-- start --

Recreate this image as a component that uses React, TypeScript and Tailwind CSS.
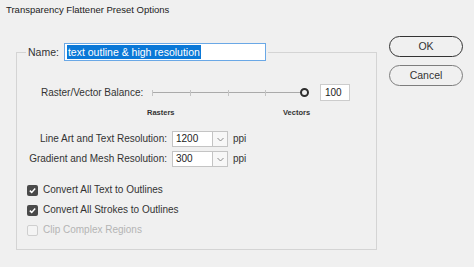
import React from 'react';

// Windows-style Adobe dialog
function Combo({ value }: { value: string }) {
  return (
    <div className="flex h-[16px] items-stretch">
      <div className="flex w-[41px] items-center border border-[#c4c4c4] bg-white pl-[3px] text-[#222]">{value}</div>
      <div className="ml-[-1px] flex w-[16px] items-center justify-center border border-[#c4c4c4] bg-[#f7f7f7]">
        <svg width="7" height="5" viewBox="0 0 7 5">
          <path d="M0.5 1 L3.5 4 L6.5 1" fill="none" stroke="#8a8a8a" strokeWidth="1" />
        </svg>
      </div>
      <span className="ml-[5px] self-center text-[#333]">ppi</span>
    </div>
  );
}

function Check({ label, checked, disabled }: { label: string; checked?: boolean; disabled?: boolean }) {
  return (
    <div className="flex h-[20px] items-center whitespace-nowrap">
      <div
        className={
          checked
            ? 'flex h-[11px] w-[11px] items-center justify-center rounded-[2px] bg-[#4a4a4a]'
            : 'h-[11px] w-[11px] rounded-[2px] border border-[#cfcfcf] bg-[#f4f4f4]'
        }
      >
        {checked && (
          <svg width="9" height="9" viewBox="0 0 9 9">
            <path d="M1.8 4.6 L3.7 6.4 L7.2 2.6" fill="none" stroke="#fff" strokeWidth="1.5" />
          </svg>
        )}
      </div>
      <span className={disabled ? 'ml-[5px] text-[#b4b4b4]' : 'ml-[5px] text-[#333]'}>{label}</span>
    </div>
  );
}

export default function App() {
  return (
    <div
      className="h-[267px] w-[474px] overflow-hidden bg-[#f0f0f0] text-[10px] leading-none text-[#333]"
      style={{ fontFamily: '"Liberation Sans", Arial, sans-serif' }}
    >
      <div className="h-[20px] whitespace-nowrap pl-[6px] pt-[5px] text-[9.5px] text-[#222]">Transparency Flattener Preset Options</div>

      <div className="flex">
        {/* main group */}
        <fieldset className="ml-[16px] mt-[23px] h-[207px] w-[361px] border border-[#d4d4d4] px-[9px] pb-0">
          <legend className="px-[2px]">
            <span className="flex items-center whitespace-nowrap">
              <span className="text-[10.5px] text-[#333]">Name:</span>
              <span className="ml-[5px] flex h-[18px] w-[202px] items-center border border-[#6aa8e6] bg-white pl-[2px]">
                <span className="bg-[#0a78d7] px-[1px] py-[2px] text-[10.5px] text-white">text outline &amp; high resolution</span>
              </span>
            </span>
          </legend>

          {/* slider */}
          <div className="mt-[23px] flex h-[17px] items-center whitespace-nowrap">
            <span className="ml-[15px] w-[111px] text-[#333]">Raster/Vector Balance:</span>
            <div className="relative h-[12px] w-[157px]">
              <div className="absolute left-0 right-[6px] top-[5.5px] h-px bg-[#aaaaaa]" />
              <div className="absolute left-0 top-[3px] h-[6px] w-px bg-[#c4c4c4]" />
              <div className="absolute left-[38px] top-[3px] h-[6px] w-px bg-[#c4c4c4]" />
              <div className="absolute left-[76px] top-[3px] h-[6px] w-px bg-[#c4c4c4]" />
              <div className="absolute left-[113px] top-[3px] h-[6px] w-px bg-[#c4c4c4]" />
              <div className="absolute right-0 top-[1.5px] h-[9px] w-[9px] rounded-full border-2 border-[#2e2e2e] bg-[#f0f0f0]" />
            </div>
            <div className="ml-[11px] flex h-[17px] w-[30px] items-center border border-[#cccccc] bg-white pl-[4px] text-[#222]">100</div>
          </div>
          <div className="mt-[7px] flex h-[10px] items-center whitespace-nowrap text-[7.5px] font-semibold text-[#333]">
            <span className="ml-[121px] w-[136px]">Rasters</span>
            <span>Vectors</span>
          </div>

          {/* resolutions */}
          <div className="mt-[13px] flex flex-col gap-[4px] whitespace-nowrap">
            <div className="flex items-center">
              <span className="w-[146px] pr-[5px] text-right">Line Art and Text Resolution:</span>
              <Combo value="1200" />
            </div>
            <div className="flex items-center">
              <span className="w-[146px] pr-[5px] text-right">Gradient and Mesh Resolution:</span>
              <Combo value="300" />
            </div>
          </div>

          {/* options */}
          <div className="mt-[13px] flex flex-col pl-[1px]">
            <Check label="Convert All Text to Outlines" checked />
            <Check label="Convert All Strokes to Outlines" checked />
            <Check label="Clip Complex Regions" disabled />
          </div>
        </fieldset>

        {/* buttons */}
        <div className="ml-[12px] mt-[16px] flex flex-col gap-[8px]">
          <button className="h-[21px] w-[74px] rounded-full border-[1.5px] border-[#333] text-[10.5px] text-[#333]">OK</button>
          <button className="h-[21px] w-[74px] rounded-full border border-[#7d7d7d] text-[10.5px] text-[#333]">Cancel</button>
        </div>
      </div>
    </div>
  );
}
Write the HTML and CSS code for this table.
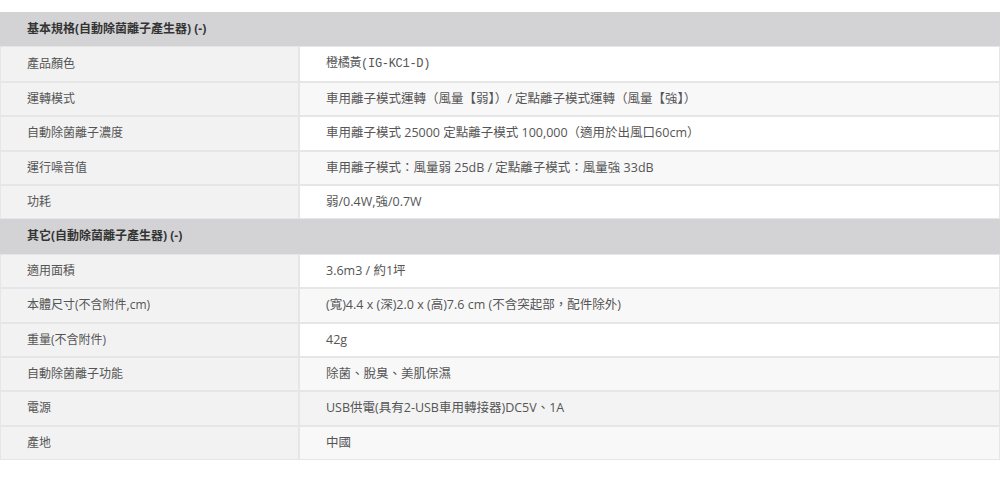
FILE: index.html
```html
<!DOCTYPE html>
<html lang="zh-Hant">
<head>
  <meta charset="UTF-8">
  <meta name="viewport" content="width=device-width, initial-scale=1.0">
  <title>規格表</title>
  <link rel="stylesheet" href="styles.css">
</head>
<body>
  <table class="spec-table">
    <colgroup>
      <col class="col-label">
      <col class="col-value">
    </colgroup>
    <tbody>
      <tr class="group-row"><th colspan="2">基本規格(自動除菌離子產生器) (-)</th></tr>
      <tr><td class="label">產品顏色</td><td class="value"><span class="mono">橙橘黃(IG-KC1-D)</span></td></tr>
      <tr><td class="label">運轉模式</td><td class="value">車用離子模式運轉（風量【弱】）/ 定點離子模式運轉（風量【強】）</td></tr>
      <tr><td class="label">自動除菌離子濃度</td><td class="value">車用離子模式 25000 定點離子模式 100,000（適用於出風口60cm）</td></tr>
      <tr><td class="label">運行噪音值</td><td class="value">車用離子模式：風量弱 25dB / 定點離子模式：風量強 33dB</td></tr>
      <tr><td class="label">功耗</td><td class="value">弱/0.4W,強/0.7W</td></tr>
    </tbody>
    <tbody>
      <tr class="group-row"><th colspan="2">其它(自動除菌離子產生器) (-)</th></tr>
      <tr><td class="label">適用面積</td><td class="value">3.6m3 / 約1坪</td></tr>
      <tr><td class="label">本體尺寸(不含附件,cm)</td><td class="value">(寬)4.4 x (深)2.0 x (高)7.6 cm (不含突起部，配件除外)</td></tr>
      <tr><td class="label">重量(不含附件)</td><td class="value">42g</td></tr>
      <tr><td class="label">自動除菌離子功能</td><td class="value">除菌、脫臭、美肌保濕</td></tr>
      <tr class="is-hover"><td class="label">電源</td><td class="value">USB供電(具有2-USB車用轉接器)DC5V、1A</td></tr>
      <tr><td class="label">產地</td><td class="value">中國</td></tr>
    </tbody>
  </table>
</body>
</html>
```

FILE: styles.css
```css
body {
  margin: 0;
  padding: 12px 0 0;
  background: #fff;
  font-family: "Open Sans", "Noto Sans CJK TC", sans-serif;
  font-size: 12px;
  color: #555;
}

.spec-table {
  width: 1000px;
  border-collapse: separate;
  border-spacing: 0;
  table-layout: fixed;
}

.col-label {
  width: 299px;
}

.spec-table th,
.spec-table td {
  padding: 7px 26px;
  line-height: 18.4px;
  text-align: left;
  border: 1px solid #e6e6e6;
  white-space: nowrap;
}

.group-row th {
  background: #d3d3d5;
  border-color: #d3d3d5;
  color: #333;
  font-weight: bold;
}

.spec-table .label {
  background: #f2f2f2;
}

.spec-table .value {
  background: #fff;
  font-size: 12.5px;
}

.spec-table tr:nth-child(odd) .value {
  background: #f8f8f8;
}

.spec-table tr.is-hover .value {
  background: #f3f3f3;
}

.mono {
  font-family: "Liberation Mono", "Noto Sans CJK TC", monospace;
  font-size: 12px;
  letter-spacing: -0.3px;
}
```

-- end --

● Set problem
Find and copy each line above that includes the string "table".

● Problem solution
Write the HTML and CSS code for this table.
  <table class="spec-table">
  </table>
.spec-table {
  table-layout: fixed;
.spec-table th,
.spec-table td {
.spec-table .label {
.spec-table .value {
.spec-table tr:nth-child(odd) .value {
.spec-table tr.is-hover .value {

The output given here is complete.